— Begin —

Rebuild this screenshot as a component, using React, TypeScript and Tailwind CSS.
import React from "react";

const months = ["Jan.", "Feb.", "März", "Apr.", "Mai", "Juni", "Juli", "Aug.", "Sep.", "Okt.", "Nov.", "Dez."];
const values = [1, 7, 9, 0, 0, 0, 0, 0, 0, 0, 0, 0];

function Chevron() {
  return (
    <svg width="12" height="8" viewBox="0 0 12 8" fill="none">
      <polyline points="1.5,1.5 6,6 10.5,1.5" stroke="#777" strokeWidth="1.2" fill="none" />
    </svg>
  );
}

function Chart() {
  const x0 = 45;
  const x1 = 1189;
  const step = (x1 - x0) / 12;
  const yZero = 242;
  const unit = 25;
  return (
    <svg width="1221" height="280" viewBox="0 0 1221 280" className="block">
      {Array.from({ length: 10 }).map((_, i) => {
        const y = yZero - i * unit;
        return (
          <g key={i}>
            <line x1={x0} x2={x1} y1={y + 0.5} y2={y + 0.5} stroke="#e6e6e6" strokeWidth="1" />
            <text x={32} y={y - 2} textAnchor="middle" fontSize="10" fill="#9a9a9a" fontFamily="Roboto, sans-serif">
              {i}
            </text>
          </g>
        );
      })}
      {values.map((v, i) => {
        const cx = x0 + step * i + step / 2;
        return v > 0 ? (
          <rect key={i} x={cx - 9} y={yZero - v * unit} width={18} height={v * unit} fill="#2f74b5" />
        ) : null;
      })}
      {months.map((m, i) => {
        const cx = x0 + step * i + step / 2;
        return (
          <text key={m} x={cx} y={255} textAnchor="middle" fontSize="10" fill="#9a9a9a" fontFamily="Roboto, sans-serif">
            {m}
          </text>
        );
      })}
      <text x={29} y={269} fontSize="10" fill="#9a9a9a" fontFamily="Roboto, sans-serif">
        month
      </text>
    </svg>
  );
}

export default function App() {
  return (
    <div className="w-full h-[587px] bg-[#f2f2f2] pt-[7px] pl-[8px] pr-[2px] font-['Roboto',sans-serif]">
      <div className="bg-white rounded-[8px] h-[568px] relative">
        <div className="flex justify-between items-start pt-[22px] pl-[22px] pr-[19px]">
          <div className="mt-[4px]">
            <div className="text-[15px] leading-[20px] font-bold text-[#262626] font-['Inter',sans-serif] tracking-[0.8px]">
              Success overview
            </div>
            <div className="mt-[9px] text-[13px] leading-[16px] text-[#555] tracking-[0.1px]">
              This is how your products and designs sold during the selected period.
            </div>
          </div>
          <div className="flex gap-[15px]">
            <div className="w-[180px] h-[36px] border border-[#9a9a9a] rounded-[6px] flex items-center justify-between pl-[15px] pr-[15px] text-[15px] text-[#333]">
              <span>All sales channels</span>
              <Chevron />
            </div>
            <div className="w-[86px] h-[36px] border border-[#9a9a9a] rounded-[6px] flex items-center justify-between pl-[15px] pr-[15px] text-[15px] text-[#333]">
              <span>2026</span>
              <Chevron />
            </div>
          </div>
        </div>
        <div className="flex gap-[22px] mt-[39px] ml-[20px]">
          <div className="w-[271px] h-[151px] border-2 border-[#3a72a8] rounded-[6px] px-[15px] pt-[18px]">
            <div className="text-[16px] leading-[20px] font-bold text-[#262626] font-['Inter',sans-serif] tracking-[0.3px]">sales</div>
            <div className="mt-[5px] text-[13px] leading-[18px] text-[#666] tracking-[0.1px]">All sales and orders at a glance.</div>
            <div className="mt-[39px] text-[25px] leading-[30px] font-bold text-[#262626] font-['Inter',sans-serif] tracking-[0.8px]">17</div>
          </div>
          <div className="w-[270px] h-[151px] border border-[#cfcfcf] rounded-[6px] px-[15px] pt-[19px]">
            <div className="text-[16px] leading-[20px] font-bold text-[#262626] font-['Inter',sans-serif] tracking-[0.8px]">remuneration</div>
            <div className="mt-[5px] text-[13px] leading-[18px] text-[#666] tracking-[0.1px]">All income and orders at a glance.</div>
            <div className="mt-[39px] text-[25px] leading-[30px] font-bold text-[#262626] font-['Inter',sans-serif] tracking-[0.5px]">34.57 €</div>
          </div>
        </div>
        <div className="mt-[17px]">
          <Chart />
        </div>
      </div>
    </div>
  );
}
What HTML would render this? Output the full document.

— End —

**Given exercise**
Extract each line of the material exactly as it stands.

**Problem solution**
Rebuild this screenshot as a component, using React, TypeScript and Tailwind CSS.
import React from "react";

const months = ["Jan.", "Feb.", "März", "Apr.", "Mai", "Juni", "Juli", "Aug.", "Sep.", "Okt.", "Nov.", "Dez."];
const values = [1, 7, 9, 0, 0, 0, 0, 0, 0, 0, 0, 0];

function Chevron() {
  return (
    <svg width="12" height="8" viewBox="0 0 12 8" fill="none">
      <polyline points="1.5,1.5 6,6 10.5,1.5" stroke="#777" strokeWidth="1.2" fill="none" />
    </svg>
  );
}

function Chart() {
  const x0 = 45;
  const x1 = 1189;
  const step = (x1 - x0) / 12;
  const yZero = 242;
  const unit = 25;
  return (
    <svg width="1221" height="280" viewBox="0 0 1221 280" className="block">
      {Array.from({ length: 10 }).map((_, i) => {
        const y = yZero - i * unit;
        return (
          <g key={i}>
            <line x1={x0} x2={x1} y1={y + 0.5} y2={y + 0.5} stroke="#e6e6e6" strokeWidth="1" />
            <text x={32} y={y - 2} textAnchor="middle" fontSize="10" fill="#9a9a9a" fontFamily="Roboto, sans-serif">
              {i}
            </text>
          </g>
        );
      })}
      {values.map((v, i) => {
        const cx = x0 + step * i + step / 2;
        return v > 0 ? (
          <rect key={i} x={cx - 9} y={yZero - v * unit} width={18} height={v * unit} fill="#2f74b5" />
        ) : null;
      })}
      {months.map((m, i) => {
        const cx = x0 + step * i + step / 2;
        return (
          <text key={m} x={cx} y={255} textAnchor="middle" fontSize="10" fill="#9a9a9a" fontFamily="Roboto, sans-serif">
            {m}
          </text>
        );
      })}
      <text x={29} y={269} fontSize="10" fill="#9a9a9a" fontFamily="Roboto, sans-serif">
        month
      </text>
    </svg>
  );
}

export default function App() {
  return (
    <div className="w-full h-[587px] bg-[#f2f2f2] pt-[7px] pl-[8px] pr-[2px] font-['Roboto',sans-serif]">
      <div className="bg-white rounded-[8px] h-[568px] relative">
        <div className="flex justify-between items-start pt-[22px] pl-[22px] pr-[19px]">
          <div className="mt-[4px]">
            <div className="text-[15px] leading-[20px] font-bold text-[#262626] font-['Inter',sans-serif] tracking-[0.8px]">
              Success overview
            </div>
            <div className="mt-[9px] text-[13px] leading-[16px] text-[#555] tracking-[0.1px]">
              This is how your products and designs sold during the selected period.
            </div>
          </div>
          <div className="flex gap-[15px]">
            <div className="w-[180px] h-[36px] border border-[#9a9a9a] rounded-[6px] flex items-center justify-between pl-[15px] pr-[15px] text-[15px] text-[#333]">
              <span>All sales channels</span>
              <Chevron />
            </div>
            <div className="w-[86px] h-[36px] border border-[#9a9a9a] rounded-[6px] flex items-center justify-between pl-[15px] pr-[15px] text-[15px] text-[#333]">
              <span>2026</span>
              <Chevron />
            </div>
          </div>
        </div>
        <div className="flex gap-[22px] mt-[39px] ml-[20px]">
          <div className="w-[271px] h-[151px] border-2 border-[#3a72a8] rounded-[6px] px-[15px] pt-[18px]">
            <div className="text-[16px] leading-[20px] font-bold text-[#262626] font-['Inter',sans-serif] tracking-[0.3px]">sales</div>
            <div className="mt-[5px] text-[13px] leading-[18px] text-[#666] tracking-[0.1px]">All sales and orders at a glance.</div>
            <div className="mt-[39px] text-[25px] leading-[30px] font-bold text-[#262626] font-['Inter',sans-serif] tracking-[0.8px]">17</div>
          </div>
          <div className="w-[270px] h-[151px] border border-[#cfcfcf] rounded-[6px] px-[15px] pt-[19px]">
            <div className="text-[16px] leading-[20px] font-bold text-[#262626] font-['Inter',sans-serif] tracking-[0.8px]">remuneration</div>
            <div className="mt-[5px] text-[13px] leading-[18px] text-[#666] tracking-[0.1px]">All income and orders at a glance.</div>
            <div className="mt-[39px] text-[25px] leading-[30px] font-bold text-[#262626] font-['Inter',sans-serif] tracking-[0.5px]">34.57 €</div>
          </div>
        </div>
        <div className="mt-[17px]">
          <Chart />
        </div>
      </div>
    </div>
  );
}
What HTML would render this? Output the full document.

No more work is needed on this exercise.